Given exercise
Copy exactly the lines that run from the top of the listing to the line containing "string; from: 'user'", both ends included, and omit the pictures.

── Data for processing ──

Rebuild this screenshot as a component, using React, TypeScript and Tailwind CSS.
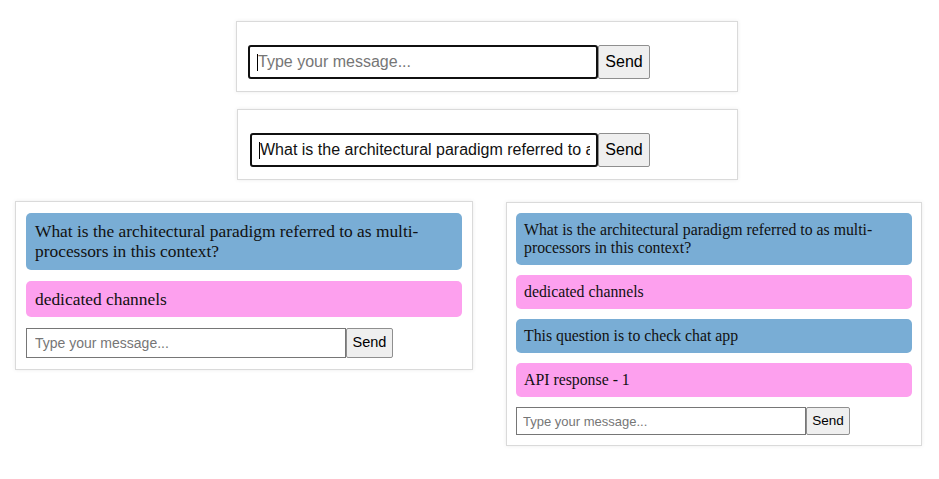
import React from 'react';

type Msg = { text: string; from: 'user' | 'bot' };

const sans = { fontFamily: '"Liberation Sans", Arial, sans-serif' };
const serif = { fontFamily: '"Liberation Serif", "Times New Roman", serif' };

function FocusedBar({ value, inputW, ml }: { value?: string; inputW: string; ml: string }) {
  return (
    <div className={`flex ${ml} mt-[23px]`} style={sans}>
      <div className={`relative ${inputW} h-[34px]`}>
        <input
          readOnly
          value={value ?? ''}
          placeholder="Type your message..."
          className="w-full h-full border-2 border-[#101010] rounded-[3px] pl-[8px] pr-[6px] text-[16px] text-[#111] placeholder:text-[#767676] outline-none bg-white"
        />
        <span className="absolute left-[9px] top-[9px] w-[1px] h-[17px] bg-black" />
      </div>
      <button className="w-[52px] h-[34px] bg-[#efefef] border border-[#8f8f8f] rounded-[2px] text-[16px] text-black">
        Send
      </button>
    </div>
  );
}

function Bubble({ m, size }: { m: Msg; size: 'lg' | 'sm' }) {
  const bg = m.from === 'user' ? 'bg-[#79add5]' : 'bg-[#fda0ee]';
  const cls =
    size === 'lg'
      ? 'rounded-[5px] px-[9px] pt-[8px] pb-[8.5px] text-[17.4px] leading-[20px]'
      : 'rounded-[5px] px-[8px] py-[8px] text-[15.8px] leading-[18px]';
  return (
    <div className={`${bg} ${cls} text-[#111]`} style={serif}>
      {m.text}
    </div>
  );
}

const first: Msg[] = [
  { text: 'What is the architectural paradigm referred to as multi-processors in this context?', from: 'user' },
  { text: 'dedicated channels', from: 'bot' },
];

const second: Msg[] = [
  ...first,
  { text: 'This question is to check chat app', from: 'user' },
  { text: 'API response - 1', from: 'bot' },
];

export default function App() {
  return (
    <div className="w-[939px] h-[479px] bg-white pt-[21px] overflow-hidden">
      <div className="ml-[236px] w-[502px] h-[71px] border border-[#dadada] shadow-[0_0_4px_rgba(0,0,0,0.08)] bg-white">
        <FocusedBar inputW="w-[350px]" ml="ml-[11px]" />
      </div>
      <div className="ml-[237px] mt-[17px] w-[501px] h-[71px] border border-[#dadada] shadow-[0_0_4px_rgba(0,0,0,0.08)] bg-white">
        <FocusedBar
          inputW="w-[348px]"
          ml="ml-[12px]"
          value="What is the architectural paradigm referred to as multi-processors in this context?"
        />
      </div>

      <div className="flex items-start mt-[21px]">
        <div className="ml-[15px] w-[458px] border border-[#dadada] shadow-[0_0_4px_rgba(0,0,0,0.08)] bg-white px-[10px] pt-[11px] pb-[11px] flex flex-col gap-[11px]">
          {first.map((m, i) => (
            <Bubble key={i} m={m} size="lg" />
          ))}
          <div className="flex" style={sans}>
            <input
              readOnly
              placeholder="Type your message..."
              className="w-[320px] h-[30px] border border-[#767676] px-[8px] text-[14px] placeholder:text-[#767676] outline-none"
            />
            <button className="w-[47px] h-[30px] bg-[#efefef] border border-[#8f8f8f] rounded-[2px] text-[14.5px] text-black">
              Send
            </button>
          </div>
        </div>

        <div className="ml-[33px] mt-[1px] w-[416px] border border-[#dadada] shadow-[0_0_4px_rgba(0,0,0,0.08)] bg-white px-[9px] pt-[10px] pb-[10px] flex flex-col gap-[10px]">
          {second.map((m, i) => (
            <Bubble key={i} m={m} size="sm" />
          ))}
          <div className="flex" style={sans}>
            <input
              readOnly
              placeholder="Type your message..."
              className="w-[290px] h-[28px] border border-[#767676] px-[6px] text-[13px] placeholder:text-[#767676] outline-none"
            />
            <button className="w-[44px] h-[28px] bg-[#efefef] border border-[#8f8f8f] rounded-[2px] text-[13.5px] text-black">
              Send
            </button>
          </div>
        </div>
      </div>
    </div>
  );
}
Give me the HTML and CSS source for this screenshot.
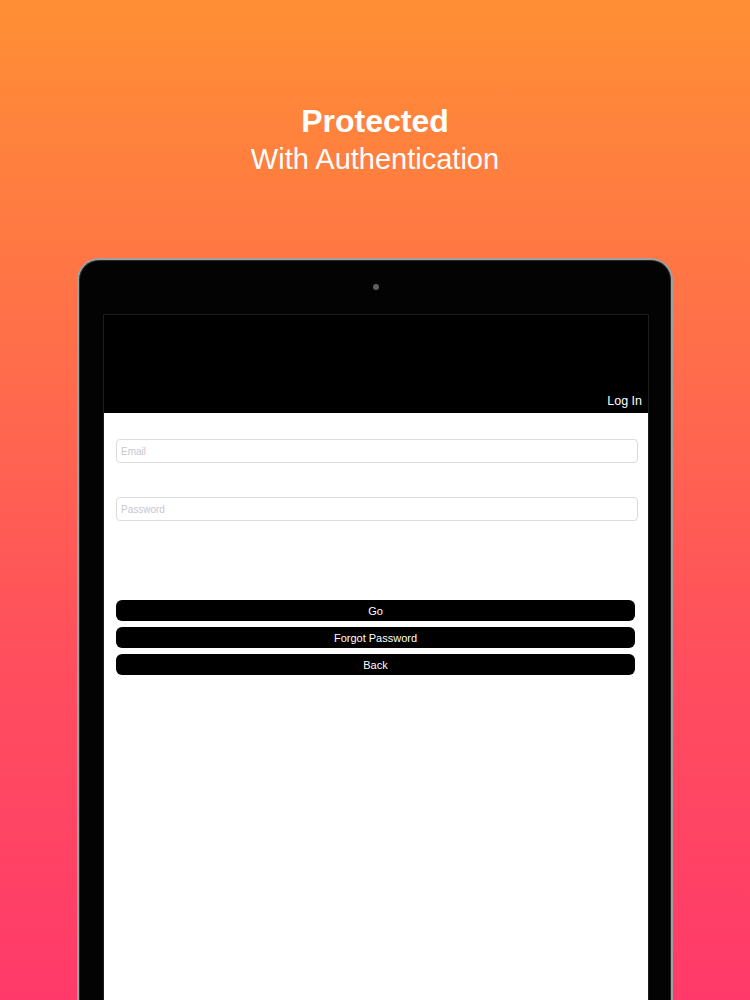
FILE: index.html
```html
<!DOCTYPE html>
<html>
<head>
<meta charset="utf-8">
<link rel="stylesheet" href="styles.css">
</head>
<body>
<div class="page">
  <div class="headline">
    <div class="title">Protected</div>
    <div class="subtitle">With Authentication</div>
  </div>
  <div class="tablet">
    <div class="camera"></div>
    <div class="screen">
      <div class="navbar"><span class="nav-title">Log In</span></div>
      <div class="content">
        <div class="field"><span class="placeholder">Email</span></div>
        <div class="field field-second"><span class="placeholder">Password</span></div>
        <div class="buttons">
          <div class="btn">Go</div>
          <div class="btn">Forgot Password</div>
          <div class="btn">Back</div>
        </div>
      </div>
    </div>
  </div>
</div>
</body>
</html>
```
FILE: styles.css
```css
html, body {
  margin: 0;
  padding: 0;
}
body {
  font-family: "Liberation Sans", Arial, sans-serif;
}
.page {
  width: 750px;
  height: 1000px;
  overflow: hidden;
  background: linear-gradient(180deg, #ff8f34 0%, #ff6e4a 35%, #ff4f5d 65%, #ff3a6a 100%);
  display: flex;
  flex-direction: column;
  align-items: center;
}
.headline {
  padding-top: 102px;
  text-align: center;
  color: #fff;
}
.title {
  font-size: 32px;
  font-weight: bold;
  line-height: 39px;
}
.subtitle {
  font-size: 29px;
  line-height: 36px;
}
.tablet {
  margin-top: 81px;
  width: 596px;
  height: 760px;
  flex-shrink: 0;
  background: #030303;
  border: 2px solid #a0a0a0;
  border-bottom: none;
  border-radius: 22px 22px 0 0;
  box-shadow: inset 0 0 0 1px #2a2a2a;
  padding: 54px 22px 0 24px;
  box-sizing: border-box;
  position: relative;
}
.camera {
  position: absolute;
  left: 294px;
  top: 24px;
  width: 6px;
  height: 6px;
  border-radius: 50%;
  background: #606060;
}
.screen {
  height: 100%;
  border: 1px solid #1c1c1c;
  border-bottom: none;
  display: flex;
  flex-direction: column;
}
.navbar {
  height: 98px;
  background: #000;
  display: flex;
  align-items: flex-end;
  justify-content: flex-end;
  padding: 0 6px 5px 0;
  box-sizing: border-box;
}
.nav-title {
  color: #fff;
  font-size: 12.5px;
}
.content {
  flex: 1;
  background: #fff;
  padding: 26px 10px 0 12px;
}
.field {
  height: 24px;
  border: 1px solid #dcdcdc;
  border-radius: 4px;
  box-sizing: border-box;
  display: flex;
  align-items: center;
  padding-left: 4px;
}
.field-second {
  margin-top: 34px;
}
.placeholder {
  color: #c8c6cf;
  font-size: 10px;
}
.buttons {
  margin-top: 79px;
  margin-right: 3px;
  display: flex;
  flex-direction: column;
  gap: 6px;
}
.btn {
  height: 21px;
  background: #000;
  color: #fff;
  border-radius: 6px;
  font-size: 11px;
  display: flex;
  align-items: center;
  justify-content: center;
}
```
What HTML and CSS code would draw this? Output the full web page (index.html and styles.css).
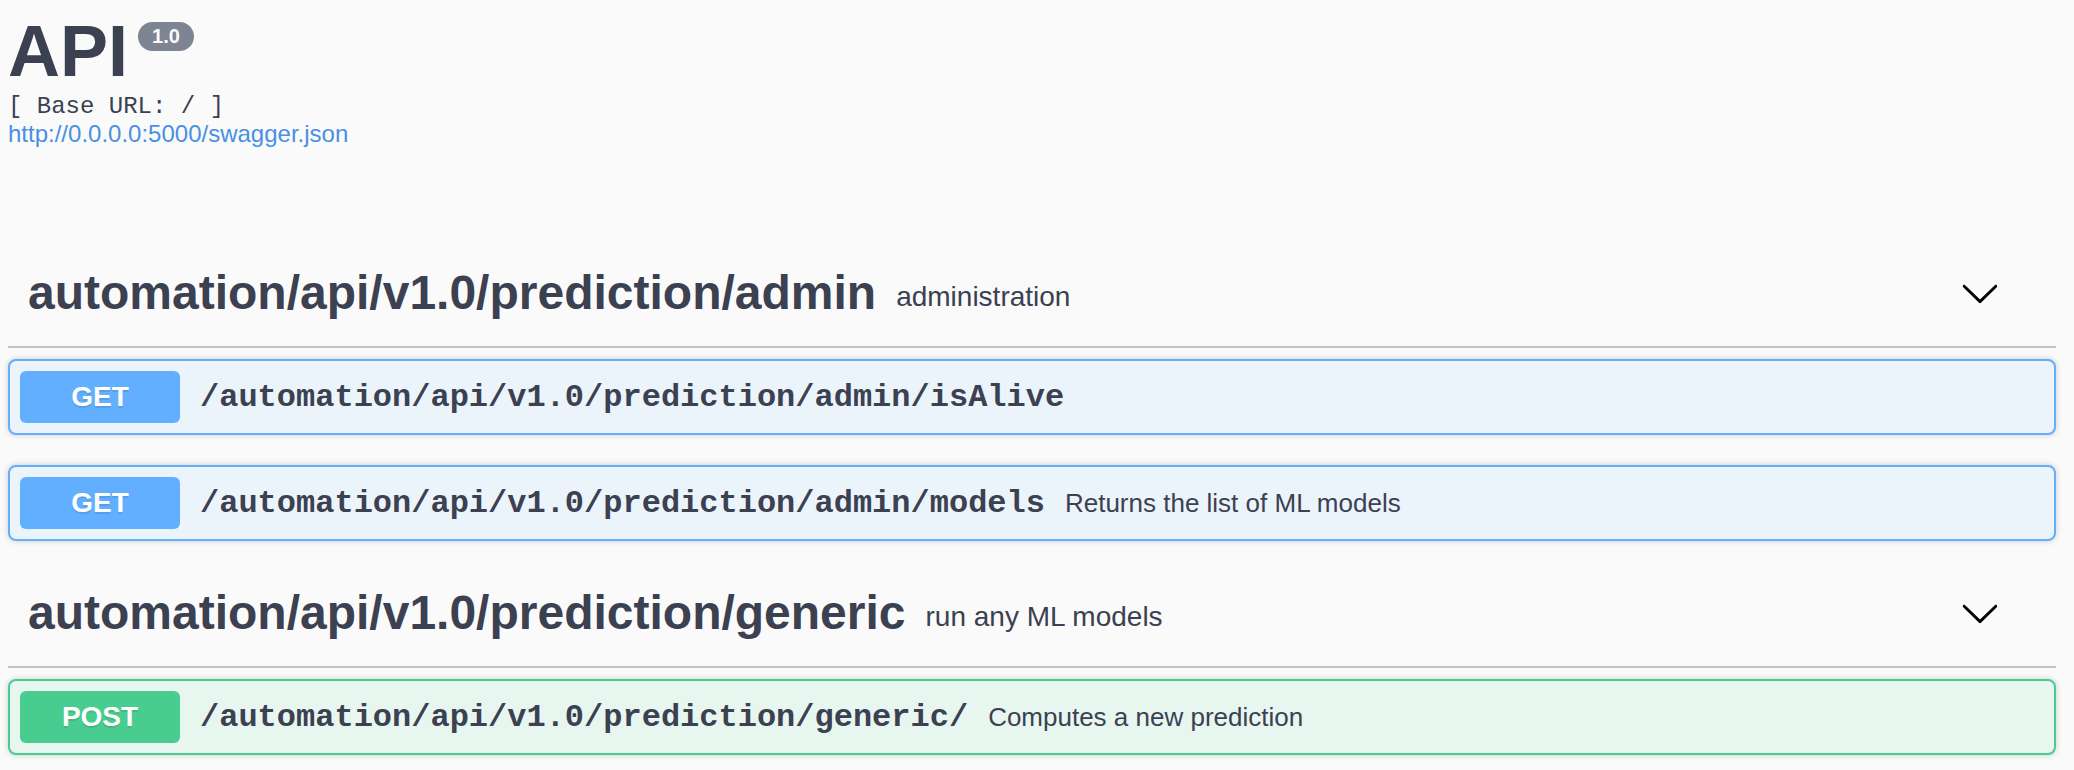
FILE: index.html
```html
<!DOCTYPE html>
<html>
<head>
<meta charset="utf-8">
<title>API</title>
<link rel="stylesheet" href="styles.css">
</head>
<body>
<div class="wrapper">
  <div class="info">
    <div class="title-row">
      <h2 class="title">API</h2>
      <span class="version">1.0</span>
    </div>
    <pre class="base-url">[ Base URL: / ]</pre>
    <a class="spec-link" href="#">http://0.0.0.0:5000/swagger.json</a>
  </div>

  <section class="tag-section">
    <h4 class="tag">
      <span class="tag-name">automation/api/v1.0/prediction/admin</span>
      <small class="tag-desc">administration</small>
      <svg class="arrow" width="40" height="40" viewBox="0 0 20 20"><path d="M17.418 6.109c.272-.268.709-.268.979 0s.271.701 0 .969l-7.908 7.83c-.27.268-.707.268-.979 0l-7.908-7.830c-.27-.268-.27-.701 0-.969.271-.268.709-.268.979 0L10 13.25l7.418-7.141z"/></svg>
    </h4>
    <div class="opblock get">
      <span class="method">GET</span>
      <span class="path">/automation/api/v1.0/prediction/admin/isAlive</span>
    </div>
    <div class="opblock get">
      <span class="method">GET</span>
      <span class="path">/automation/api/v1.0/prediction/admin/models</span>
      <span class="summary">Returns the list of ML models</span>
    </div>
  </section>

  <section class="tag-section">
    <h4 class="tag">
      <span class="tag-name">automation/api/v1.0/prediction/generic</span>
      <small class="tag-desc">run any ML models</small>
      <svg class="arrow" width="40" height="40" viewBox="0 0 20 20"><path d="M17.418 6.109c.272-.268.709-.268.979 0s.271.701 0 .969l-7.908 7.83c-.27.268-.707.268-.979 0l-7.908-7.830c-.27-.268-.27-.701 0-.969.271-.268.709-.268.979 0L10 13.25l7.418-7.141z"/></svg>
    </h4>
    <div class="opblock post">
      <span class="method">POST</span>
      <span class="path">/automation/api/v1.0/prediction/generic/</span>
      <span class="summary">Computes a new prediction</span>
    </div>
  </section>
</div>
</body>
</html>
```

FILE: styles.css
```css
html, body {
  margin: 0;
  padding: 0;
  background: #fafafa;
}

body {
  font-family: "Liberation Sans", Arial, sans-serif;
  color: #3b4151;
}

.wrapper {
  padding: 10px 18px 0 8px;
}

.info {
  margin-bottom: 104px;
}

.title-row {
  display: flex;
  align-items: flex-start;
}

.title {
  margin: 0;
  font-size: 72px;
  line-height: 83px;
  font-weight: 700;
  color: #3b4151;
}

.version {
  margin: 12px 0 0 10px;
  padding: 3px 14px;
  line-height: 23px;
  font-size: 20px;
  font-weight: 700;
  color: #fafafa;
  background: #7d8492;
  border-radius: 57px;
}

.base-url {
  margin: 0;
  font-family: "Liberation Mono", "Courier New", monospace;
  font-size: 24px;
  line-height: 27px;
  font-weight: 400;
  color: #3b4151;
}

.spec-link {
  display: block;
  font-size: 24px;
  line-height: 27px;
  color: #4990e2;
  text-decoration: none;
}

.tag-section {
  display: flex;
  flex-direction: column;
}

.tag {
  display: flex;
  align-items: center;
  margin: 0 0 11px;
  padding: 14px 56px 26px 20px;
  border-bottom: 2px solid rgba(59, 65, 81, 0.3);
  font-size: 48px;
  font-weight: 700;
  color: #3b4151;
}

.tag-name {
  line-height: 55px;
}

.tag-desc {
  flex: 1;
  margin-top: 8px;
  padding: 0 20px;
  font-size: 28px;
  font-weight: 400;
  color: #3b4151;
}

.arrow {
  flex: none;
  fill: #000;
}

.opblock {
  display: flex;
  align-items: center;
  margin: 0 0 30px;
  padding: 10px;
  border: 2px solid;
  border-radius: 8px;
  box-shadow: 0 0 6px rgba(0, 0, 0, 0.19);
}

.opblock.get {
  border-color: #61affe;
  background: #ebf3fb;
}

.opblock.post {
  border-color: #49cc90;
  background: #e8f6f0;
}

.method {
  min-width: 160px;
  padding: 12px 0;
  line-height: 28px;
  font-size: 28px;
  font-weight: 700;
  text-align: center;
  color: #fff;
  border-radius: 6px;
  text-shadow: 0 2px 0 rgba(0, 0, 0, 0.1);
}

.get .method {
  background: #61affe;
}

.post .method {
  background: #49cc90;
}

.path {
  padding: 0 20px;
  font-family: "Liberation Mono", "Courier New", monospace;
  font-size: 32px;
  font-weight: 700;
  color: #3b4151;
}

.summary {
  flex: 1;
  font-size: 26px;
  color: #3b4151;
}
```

───

In response
Rebuild this screenshot as a component, using React, TypeScript and Tailwind CSS.
import React from 'react';

type Msg = { text: string; from: 'user' | 'bot' };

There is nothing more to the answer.